Friday, August 28, 2009
The epic battle of August 28th 2009
Today I was relaxing in my bed watching 3rd rock from the sun, waiting for it to be time to get ready for my doctors apointment. And a whasp hovered near me. I noticed it and let loose a peirceing scream; the likes of which you have never heard.I ran out of the room and closed the bedroom door. I called the office and informed them that there was a whasp in my room and they needed to get kill it immediately! Tanya told me that they dont kill wasps, and that that I should kill it myself. Horrible, yes? Yes, of course it is. So I gruffly hung up and called janice in histarics about a wasp. (yes, I know a wasp! A tiny cretin about yea big!) any way I told janice of the horrifying wasp and begged for help on getting rid if it.
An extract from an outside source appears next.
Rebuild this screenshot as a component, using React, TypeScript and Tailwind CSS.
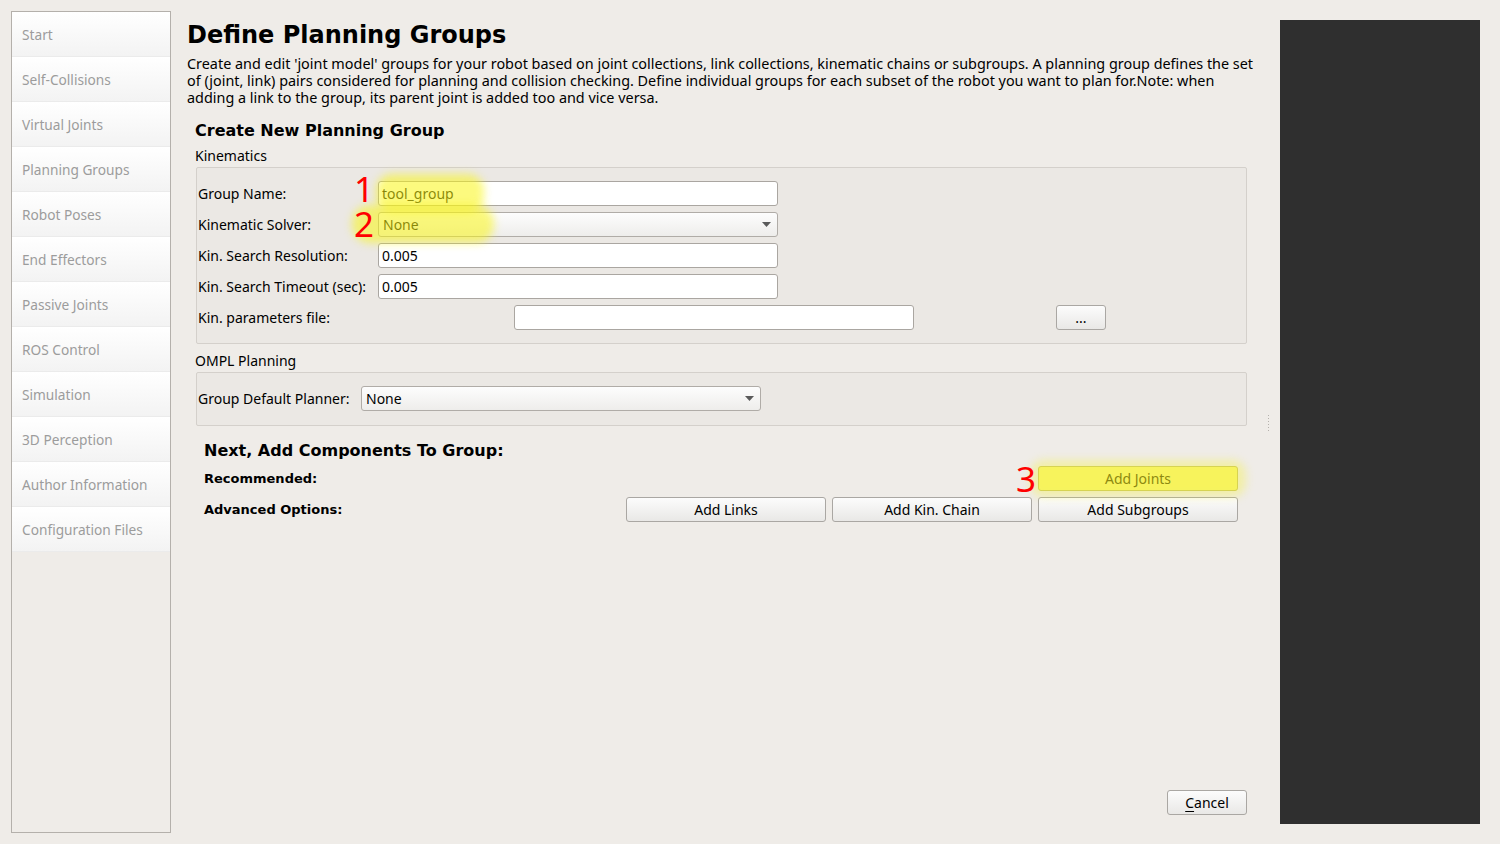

So she laughed at me. REPEATEDLY! Yes, I know! Appauling! And after this humiliating torrent of laughter, she told me to arm myself with a whacking device such as newspaper or a flip flop and a can of hairspray. Well the plan was good in theory. The hairspray was supposed to wiegh down the bug rendering it flightless. But my hairspray wouldnt do it. It sprayed a fine mist that didnt even bother the bug. It didnt even get mad! So I abandoned janice's plan and ran straight for the bleach tilex. (evil grin) after spraying it a few times I tried to smack it with the flip flop. Well it hit the ground and tried to fly at me. So I grabbed the tool of a real warior, a five pound wratchet from the closet and begain wailing on it. Needless to say, it now sleeps with the fishes. Actually I immagine it sleeps with the toilet paper and human waste as I flushed it down the toilet. And so endsthe tale of the great battle of august 28th 2009. True story by: Ila Taylor.